Many of these same themes occur in the Exsultet. Rather than the creation, we have there the famous passage about Adam, whose ‘happy fault’ (felix culpa) ‘merited so great a Redeemer’. But we go on, just as in the readings, to the exodus and crossing of the Red Sea:
This is the night when first you saved our fathers: you freed the people of Israel from their slavery and led them dry-shod through the sea. This is the night when the pillar of fire destroyed the darkness of sin.
And again there is a reference to baptism, traditionally administered at this liturgy:
This is the night when Christians everywhere, washed clean of sin and freed from all defilement, are restored to grace and grow together in holiness.
The Passover haggadah, the text used at the Passover seder or supper, visits several of these same themes, telling the story of the oppression in Egypt and the rescue of the Israelites through the ten plagues and the miracle at the Sea. The answer to the child’s question – ‘What makes this night different from all other nights?’ – with which the whole event begins, is:
We were slaves to Pharaoh in Egypt, and the LORD our God brought us out of there with a strong hand and an outstretched arm. And if the Holy One, blessed be he, had not brought our fathers out of Egypt, then we and our children and the children of our children would still be enslaved to Pharaoh in Egypt. And even were we all wise, all intelligent, all aged, and all knowledgeable in the Torah, still the command would be upon us to tell of the exodus from Egypt; and the more one tells of the exodus from Egypt, the more admirable it is.

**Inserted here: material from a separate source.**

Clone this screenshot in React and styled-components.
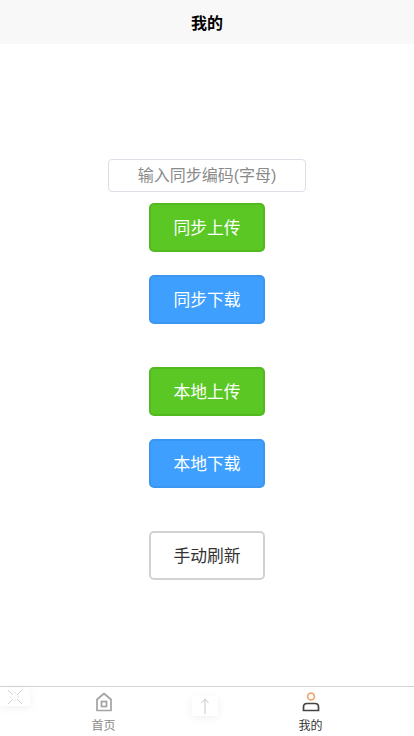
import React from "react";
import styled, { createGlobalStyle } from "styled-components";

const GlobalStyle = createGlobalStyle`
  html, body {
    margin: 0;
    padding: 0;
    background: #fff;
  }
  * {
    box-sizing: border-box;
  }
`;

const FONT = `"Liberation Sans", "Noto Sans CJK SC", sans-serif`;

const Page = styled.div`
  position: relative;
  width: 414px;
  height: 736px;
  display: flex;
  flex-direction: column;
  overflow: hidden;
  font-family: ${FONT};
`;

const Header = styled.header`
  height: 44px;
  flex-shrink: 0;
  background: #f8f8f8;
  display: flex;
  align-items: center;
  justify-content: center;
  padding-bottom: 1px;
  font-size: 16px;
  font-weight: 700;
  color: #000;
`;

const Main = styled.main`
  flex: 1;
  display: flex;
  flex-direction: column;
  align-items: center;
  padding-top: 115px;
`;

const CodeInput = styled.input`
  width: 198px;
  height: 33px;
  margin-bottom: 11px;
  border: 1px solid #dcdfe6;
  border-radius: 4px;
  outline: none;
  background: #fff;
  text-align: center;
  font-family: ${FONT};
  font-size: 16px;
  color: #606266;

  &::placeholder {
    color: #8a8a8a;
    opacity: 1;
  }
`;

const Group = styled.div`
  display: flex;
  flex-direction: column;
  gap: 23px;
  margin-bottom: 43px;
`;

const COLORS = {
  green: { bg: "#5ac725", border: "#52b91f", text: "#fff" },
  blue: { bg: "#3e9ffe", border: "#3a96f0", text: "#fff" },
  plain: { bg: "#fff", border: "#d2d2d2", text: "#333" },
};

const ActionButton = styled.button`
  width: 116px;
  height: 49px;
  padding: 0 0 2px;
  border: 2px solid ${({ $kind }) => COLORS[$kind].border};
  border-radius: 5px;
  background: ${({ $kind }) => COLORS[$kind].bg};
  color: ${({ $kind }) => COLORS[$kind].text};
  font-family: ${FONT};
  font-size: 16.8px;
  cursor: pointer;
`;

const TabBar = styled.nav`
  height: 50px;
  flex-shrink: 0;
  border-top: 1px solid #d4d4d4;
  background: #fff;
  display: grid;
  grid-template-columns: 207px 207px;
`;

const Tab = styled.a`
  display: flex;
  flex-direction: column;
  align-items: center;
  padding-top: 3px;
  font-size: 12px;
  line-height: 16px;
  color: ${({ $active }) => ($active ? "#333" : "#8a8a8a")};
`;

const TabIcon = styled.svg`
  display: block;
  width: 24px;
  height: 24px;
  margin-bottom: 4px;
`;

const FloatBox = styled.div`
  position: absolute;
  display: flex;
  align-items: center;
  justify-content: center;
  background: #fff;
  box-shadow: 0 2px 10px rgba(0, 0, 0, 0.06);
`;

const CloseBox = styled(FloatBox)`
  left: 0;
  top: 687px;
  width: 30px;
  height: 19px;
`;

const TopBox = styled(FloatBox)`
  left: 192px;
  top: 696px;
  width: 26px;
  height: 20px;
`;

const App = () => {
  return (
    <>
      <GlobalStyle />
      <Page>
        <Header>我的</Header>
        <Main>
          <CodeInput placeholder="输入同步编码(字母)" />
          <Group>
            <ActionButton $kind="green">同步上传</ActionButton>
            <ActionButton $kind="blue">同步下载</ActionButton>
          </Group>
          <Group>
            <ActionButton $kind="green">本地上传</ActionButton>
            <ActionButton $kind="blue">本地下载</ActionButton>
          </Group>
          <ActionButton $kind="plain">手动刷新</ActionButton>
        </Main>
        <TabBar>
          <Tab>
            <TabIcon viewBox="0 0 24 24" fill="none" stroke="#a3a3a3" strokeWidth="1.7">
              <path d="M5 9.5 12 3.5 19 9.5V20.5H5Z" strokeLinejoin="round" />
              <rect x="9.5" y="11.5" width="5" height="5" />
            </TabIcon>
            首页
          </Tab>
          <Tab $active>
            <TabIcon viewBox="0 0 24 24" fill="none" strokeWidth="1.7">
              <circle cx="12" cy="6.5" r="3.4" stroke="#f2a673" />
              <path d="M4.5 20.5V17C4.5 14.5 6 13.5 8 13.5H16C18 13.5 19.5 14.5 19.5 17V20.5Z" stroke="#444" />
            </TabIcon>
            我的
          </Tab>
        </TabBar>
        <CloseBox>
          <svg width="16" height="16" viewBox="0 0 16 16" fill="none" stroke="#cfcfcf" strokeWidth="1">
            <path d="M1 1 6 6M15 1 10 6M1 15 6 10M15 15 10 10" />
            <path d="M8 3V5M8 11V13M3 8H5M11 8H13" strokeDasharray="1 1" />
          </svg>
        </CloseBox>
        <TopBox>
          <svg width="10" height="16" viewBox="0 0 10 16" fill="none" stroke="#c8c8c8" strokeWidth="1">
            <path d="M5 16V1M1.5 5 5 1 8.5 5" />
          </svg>
        </TopBox>
      </Page>
    </>
  );
};

export default App;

There are plenty of references to the patriarchs, Abraham, Isaac and Jacob, but no mention of Adam – not a particularly significant figure in the rabbinic Jewish account of things – nor of the creation of the world; and there is little from the prophets. But the Jewish and Christian liturgies for their most significant night of the year coincide in their emphasis on the exodus and crossing of the Sea.
It is there, however, that we also see most clearly the differences. The Passover celebration centres on the Jews and their miraculous rescue from Egypt, not as any kind of trope or symbol, but in its literal import, and its implication that God wishes his people to be free from political oppression on earth. For Christians, the exodus events are an allegory, an account of the deliverance from sin and death brought about through Christ. The Easter festival, the Exsultet assures us, is the true Passover:
This is the Passover feast, when Christ, the true Lamb is slain, whose blood consecrates the homes of all believers.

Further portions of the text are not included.